* _PROBLEM TO SOLVE_
The data below should be restated word for word, with every picture omitted.

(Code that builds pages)
§

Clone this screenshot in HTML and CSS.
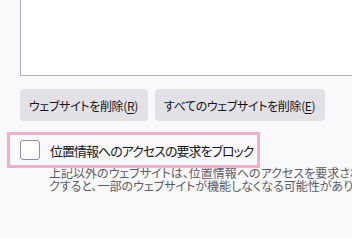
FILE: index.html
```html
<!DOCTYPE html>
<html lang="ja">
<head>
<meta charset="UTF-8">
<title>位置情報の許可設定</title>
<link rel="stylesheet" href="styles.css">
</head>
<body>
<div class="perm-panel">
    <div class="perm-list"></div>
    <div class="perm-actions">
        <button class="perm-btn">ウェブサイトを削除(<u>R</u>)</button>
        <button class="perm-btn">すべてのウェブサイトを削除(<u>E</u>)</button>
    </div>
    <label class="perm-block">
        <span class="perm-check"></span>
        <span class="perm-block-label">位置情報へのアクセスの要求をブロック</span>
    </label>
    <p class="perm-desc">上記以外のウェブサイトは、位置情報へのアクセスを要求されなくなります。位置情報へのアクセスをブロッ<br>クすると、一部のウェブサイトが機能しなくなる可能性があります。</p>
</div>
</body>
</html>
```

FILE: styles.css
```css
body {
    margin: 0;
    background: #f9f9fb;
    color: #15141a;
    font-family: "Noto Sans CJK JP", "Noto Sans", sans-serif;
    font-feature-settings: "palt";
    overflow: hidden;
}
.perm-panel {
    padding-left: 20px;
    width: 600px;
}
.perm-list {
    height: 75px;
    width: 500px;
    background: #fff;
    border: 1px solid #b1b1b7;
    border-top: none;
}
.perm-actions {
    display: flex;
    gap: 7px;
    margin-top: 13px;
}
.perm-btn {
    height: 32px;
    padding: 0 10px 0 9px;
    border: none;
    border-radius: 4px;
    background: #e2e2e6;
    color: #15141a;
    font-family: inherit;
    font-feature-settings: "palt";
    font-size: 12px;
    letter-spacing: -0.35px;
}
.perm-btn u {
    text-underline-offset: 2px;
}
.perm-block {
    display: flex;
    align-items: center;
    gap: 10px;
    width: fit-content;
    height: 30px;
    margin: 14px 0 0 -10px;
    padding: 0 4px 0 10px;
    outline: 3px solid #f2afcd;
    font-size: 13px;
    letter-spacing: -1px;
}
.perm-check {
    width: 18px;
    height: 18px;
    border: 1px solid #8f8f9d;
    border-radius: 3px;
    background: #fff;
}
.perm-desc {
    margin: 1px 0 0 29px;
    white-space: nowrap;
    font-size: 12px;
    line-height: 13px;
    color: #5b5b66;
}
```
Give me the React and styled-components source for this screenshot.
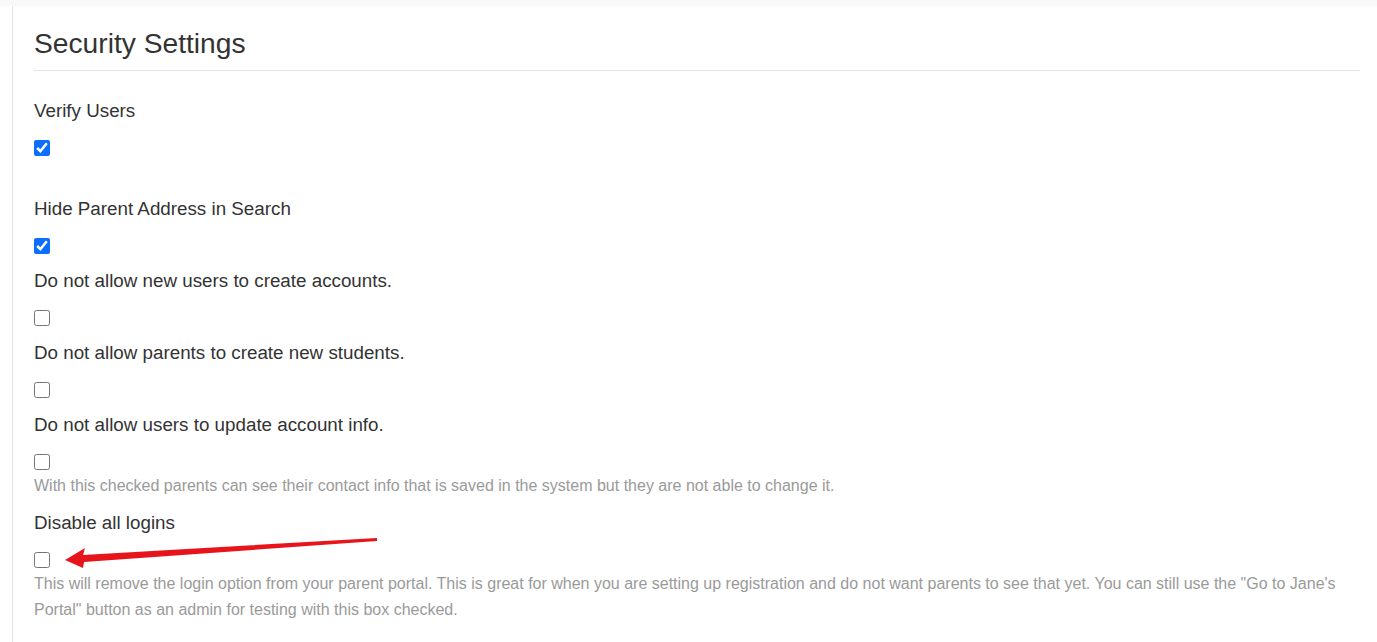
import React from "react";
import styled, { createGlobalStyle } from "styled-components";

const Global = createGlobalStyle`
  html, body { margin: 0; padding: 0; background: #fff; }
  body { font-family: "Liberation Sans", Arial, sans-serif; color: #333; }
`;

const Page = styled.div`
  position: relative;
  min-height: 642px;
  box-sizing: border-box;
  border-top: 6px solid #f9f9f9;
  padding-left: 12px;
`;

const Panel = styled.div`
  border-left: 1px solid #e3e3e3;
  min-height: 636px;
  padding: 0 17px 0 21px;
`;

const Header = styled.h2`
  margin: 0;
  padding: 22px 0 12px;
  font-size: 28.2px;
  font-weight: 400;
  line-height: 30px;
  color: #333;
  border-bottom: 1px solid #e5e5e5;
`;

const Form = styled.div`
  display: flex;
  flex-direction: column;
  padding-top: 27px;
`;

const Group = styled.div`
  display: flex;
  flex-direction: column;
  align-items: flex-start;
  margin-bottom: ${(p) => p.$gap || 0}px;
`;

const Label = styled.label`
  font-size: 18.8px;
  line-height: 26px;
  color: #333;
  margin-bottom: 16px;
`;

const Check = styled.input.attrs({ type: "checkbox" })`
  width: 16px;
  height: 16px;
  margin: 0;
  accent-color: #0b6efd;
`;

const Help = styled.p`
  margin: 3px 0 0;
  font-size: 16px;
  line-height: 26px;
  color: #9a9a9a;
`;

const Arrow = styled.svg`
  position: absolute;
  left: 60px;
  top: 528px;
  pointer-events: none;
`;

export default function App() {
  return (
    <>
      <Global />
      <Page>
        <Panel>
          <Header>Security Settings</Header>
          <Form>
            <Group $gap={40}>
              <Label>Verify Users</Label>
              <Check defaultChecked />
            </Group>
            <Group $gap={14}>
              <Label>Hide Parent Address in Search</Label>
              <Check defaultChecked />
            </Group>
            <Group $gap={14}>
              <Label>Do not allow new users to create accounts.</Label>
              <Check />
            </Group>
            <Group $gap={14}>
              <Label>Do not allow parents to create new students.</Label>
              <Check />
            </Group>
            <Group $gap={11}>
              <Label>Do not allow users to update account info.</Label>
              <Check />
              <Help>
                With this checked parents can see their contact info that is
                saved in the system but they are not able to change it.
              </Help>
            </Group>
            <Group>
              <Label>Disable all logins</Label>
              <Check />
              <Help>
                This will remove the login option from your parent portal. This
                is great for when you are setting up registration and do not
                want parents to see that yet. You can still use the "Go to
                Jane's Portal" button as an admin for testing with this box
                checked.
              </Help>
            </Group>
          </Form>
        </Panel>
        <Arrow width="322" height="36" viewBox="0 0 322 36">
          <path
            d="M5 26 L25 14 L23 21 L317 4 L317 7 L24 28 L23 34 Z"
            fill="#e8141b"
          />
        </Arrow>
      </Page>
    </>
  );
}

§

* _REPLY_
Clone this screenshot in HTML and CSS.
FILE: index.html
```html
<!DOCTYPE html>
<html lang="ja">
<head>
<meta charset="UTF-8">
<title>位置情報の許可設定</title>
<link rel="stylesheet" href="styles.css">
</head>
<body>
<div class="perm-panel">
    <div class="perm-list"></div>
    <div class="perm-actions">
        <button class="perm-btn">ウェブサイトを削除(<u>R</u>)</button>
        <button class="perm-btn">すべてのウェブサイトを削除(<u>E</u>)</button>
    </div>
    <label class="perm-block">
        <span class="perm-check"></span>
        <span class="perm-block-label">位置情報へのアクセスの要求をブロック</span>
    </label>
    <p class="perm-desc">上記以外のウェブサイトは、位置情報へのアクセスを要求されなくなります。位置情報へのアクセスをブロッ<br>クすると、一部のウェブサイトが機能しなくなる可能性があります。</p>
</div>
</body>
</html>
```

FILE: styles.css
```css
body {
    margin: 0;
    background: #f9f9fb;
    color: #15141a;
    font-family: "Noto Sans CJK JP", "Noto Sans", sans-serif;
    font-feature-settings: "palt";
    overflow: hidden;
}
.perm-panel {
    padding-left: 20px;
    width: 600px;
}
.perm-list {
    height: 75px;
    width: 500px;
    background: #fff;
    border: 1px solid #b1b1b7;
    border-top: none;
}
.perm-actions {
    display: flex;
    gap: 7px;
    margin-top: 13px;
}
.perm-btn {
    height: 32px;
    padding: 0 10px 0 9px;
    border: none;
    border-radius: 4px;
    background: #e2e2e6;
    color: #15141a;
    font-family: inherit;
    font-feature-settings: "palt";
    font-size: 12px;
    letter-spacing: -0.35px;
}
.perm-btn u {
    text-underline-offset: 2px;
}
.perm-block {
    display: flex;
    align-items: center;
    gap: 10px;
    width: fit-content;
    height: 30px;
    margin: 14px 0 0 -10px;
    padding: 0 4px 0 10px;
    outline: 3px solid #f2afcd;
    font-size: 13px;
    letter-spacing: -1px;
}
.perm-check {
    width: 18px;
    height: 18px;
    border: 1px solid #8f8f9d;
    border-radius: 3px;
    background: #fff;
}
.perm-desc {
    margin: 1px 0 0 29px;
    white-space: nowrap;
    font-size: 12px;
    line-height: 13px;
    color: #5b5b66;
}
```
Give me the React and styled-components source for this screenshot.
import React from "react";
import styled, { createGlobalStyle } from "styled-components";

const Global = createGlobalStyle`
  html, body { margin: 0; padding: 0; background: #fff; }
  body { font-family: "Liberation Sans", Arial, sans-serif; color: #333; }
`;

const Page = styled.div`
  position: relative;
  min-height: 642px;
  box-sizing: border-box;
  border-top: 6px solid #f9f9f9;
  padding-left: 12px;
`;

const Panel = styled.div`
  border-left: 1px solid #e3e3e3;
  min-height: 636px;
  padding: 0 17px 0 21px;
`;

const Header = styled.h2`
  margin: 0;
  padding: 22px 0 12px;
  font-size: 28.2px;
  font-weight: 400;
  line-height: 30px;
  color: #333;
  border-bottom: 1px solid #e5e5e5;
`;

const Form = styled.div`
  display: flex;
  flex-direction: column;
  padding-top: 27px;
`;

const Group = styled.div`
  display: flex;
  flex-direction: column;
  align-items: flex-start;
  margin-bottom: ${(p) => p.$gap || 0}px;
`;

const Label = styled.label`
  font-size: 18.8px;
  line-height: 26px;
  color: #333;
  margin-bottom: 16px;
`;

const Check = styled.input.attrs({ type: "checkbox" })`
  width: 16px;
  height: 16px;
  margin: 0;
  accent-color: #0b6efd;
`;

const Help = styled.p`
  margin: 3px 0 0;
  font-size: 16px;
  line-height: 26px;
  color: #9a9a9a;
`;

const Arrow = styled.svg`
  position: absolute;
  left: 60px;
  top: 528px;
  pointer-events: none;
`;

export default function App() {
  return (
    <>
      <Global />
      <Page>
        <Panel>
          <Header>Security Settings</Header>
          <Form>
            <Group $gap={40}>
              <Label>Verify Users</Label>
              <Check defaultChecked />
            </Group>
            <Group $gap={14}>
              <Label>Hide Parent Address in Search</Label>
              <Check defaultChecked />
            </Group>
            <Group $gap={14}>
              <Label>Do not allow new users to create accounts.</Label>
              <Check />
            </Group>
            <Group $gap={14}>
              <Label>Do not allow parents to create new students.</Label>
              <Check />
            </Group>
            <Group $gap={11}>
              <Label>Do not allow users to update account info.</Label>
              <Check />
              <Help>
                With this checked parents can see their contact info that is
                saved in the system but they are not able to change it.
              </Help>
            </Group>
            <Group>
              <Label>Disable all logins</Label>
              <Check />
              <Help>
                This will remove the login option from your parent portal. This
                is great for when you are setting up registration and do not
                want parents to see that yet. You can still use the "Go to
                Jane's Portal" button as an admin for testing with this box
                checked.
              </Help>
            </Group>
          </Form>
        </Panel>
        <Arrow width="322" height="36" viewBox="0 0 322 36">
          <path
            d="M5 26 L25 14 L23 21 L317 4 L317 7 L24 28 L23 34 Z"
            fill="#e8141b"
          />
        </Arrow>
      </Page>
    </>
  );
}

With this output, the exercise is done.